╭─ INFORMATION SHOWN
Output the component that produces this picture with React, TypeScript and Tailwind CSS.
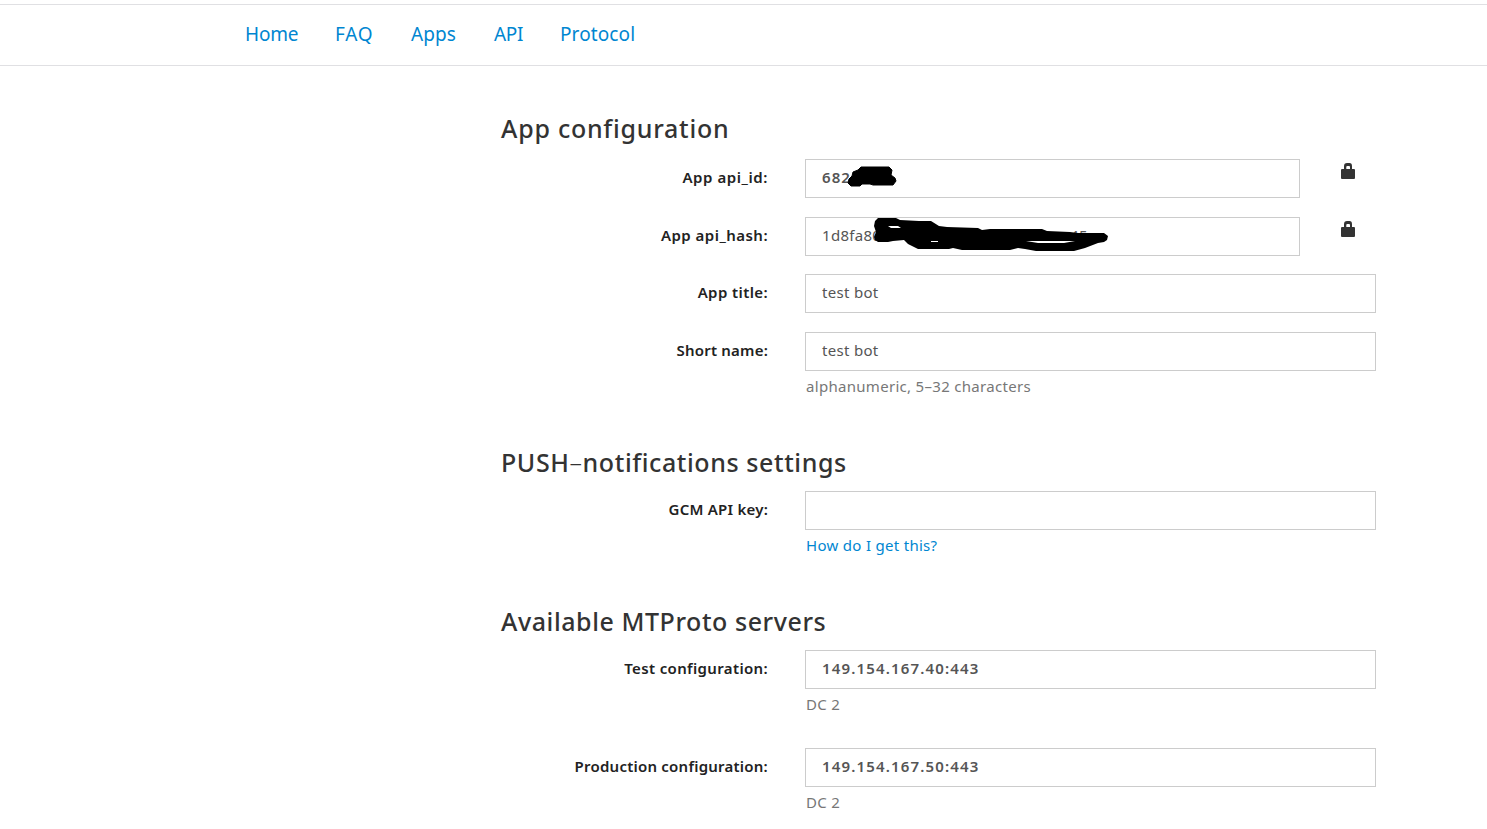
import React from "react";

type FieldProps = {
  label: string;
  value?: string;
  bold?: boolean;
  locked?: boolean;
  labelClass?: string;
  valueClass?: string;
  className?: string;
  children?: React.ReactNode;
  overlay?: React.ReactNode;
};

function Lock() {
  return (
    <svg className="mt-[4px] ml-[41px] h-4 w-[14px] shrink-0" viewBox="0 0 14 16" fill="#333">
      <path fillRule="evenodd" d="M3 6V3.2Q3 0 6 0H8.500Q11 0 11 3.200V6H13Q14 6 14 7V15Q14 16 13 16H1Q0 16 0 15V7Q0 6 1 6ZM5.300 6H9V4Q9 3 8 3H6.300Q5.300 3 5.300 4Z" />
    </svg>
  );
}

function Field({
  label,
  value = "",
  bold,
  locked,
  labelClass = "tracking-[0.3px]",
  valueClass = "tracking-[0.3px]",
  className = "",
  children,
  overlay,
}: FieldProps) {
  return (
    <div className={"flex items-start " + className}>
      <label className="w-[267px] shrink-0 text-right text-[15px] leading-[36px] font-semibold whitespace-nowrap text-[#222]">
        <span className={labelClass}>{label}</span>
      </label>
      <div className="ml-[37px] w-[571px] shrink-0">
        <div className="flex">
          <div
            className={
              "relative h-[39px] border border-[#ccc] pl-4 text-[15px] leading-[34px] text-[#555] " +
              (bold ? "font-semibold " : "") +
              (locked ? "w-[495px]" : "w-[571px]")
            }
          >
            <span className={valueClass}>{value}</span>
            {overlay}
          </div>
          {locked && <Lock />}
        </div>
        {children}
      </div>
    </div>
  );
}

const heading = "h-[30px] text-[25px] leading-[28px] font-medium whitespace-nowrap text-[#333]";
const help = "mt-[5px] h-[21px] pl-px text-[15px] leading-5 tracking-[0.3px] text-[#777]";

export default function App() {
  return (
    <div className="h-[829px] overflow-hidden bg-white pt-1 font-['Noto_Sans',sans-serif]">
      <nav className="flex h-[62px] border-y border-[#e0e0e3] pl-[245px] text-[19px] leading-[58px] text-[#0086d1]">
        <a className="w-[90px] tracking-[-0.2px]">Home</a>
        <a className="w-[76px] tracking-[0.7px]">FAQ</a>
        <a className="w-[83px] tracking-[0.1px]">Apps</a>
        <a className="w-[66px] tracking-[-0.3px]">API</a>
        <a className="tracking-[0.1px]">Protocol</a>
      </nav>
      <main className="ml-[501px] w-[875px] pt-[48px]">
        <h2 className={heading + " tracking-[0.75px]"}>App configuration</h2>
        <Field
          className="mt-[15px]"
          label="App api_id:"
          labelClass="tracking-[0.57px]"
          value="682"
          valueClass="tracking-[1.1px]"
          bold
          locked
          overlay={
            <svg className="absolute top-0 left-0 h-[37px] w-[120px] overflow-visible" viewBox="806 160 120 37">
              <path d="M848 183L849 179L852 176L853 172L858 170L861 167H889L892 170L891 175L895 178L896 181L893 185H873L870 184L862 184L860 186H851Z" stroke="#000" strokeLinejoin="round" />
            </svg>
          }
        />
        <Field
          className="mt-[19px]"
          label="App api_hash:"
          labelClass="tracking-[0.47px]"
          value="1d8fa80"
          valueClass="tracking-[0.3px]"
          locked
          overlay={
            <>
              <span className="absolute top-0 left-[264px] tracking-[0.3px]">45</span>
              <svg className="absolute top-0 left-0 h-[37px] w-[320px] overflow-visible" viewBox="806 218 320 37">
                <path
                  fillRule="evenodd"
                  d="M875 221L878 218H896L900 220L919 221H931L939 226L947 227L978 228L982 230L990 229H1042L1047 231L1070 232L1078 233H1104L1108 236L1107 240L1104 242L1098 243L1085 248L1074 251H1036L1025 249L1018 248L1010 250H962L953 248L949 249H918L908 244L904 240L893 241L888 242H878L875 240L874 237L876 232L874 226ZM888 226L891 228L901 228L898 226ZM931 241V242H938V241ZM1026 241L1038 243H1064L1075 241Z"
                />
              </svg>
            </>
          }
        />
        <Field className="mt-[18px]" label="App title:" labelClass="tracking-[0.4px]" value="test bot" />
        <Field className="mt-[19px]" label="Short name:" labelClass="tracking-[0.2px]" value="test bot">
          <p className={help}>alphanumeric, 5–32 characters</p>
        </Field>
        <h2 className={heading + " mt-[51px] tracking-[0.59px]"}>PUSH<span className="font-light">–</span>notifications settings</h2>
        <Field className="mt-[13px]" label="GCM API key:" labelClass="tracking-[0.23px]">
          <p className={help}>
            <a className="text-[#0086d1]">How do I get this?</a>
          </p>
        </Field>
        <h2 className={heading + " mt-[51px] tracking-[0.57px]"}>Available MTProto servers</h2>
        <Field className="mt-[13px]" label="Test configuration:" labelClass="tracking-[0.35px]" value="149.154.167.40:443" valueClass="tracking-[1.15px]" bold>
          <p className={help}>DC 2</p>
        </Field>
        <Field className="mt-[33px]" label="Production configuration:" labelClass="tracking-[0.23px]" value="149.154.167.50:443" valueClass="tracking-[1.15px]" bold>
          <p className={help}>DC 2</p>
        </Field>
      </main>
    </div>
  );
}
╰─
• EXERCISE DIRECTIONS
Write out exactly the lines between the start of the data and the line with "import React from", including both, but none of the pictures.

• SOLUTION FOR THIS PROBLEM
Output the component that produces this picture with React, TypeScript and Tailwind CSS.
import React from "react";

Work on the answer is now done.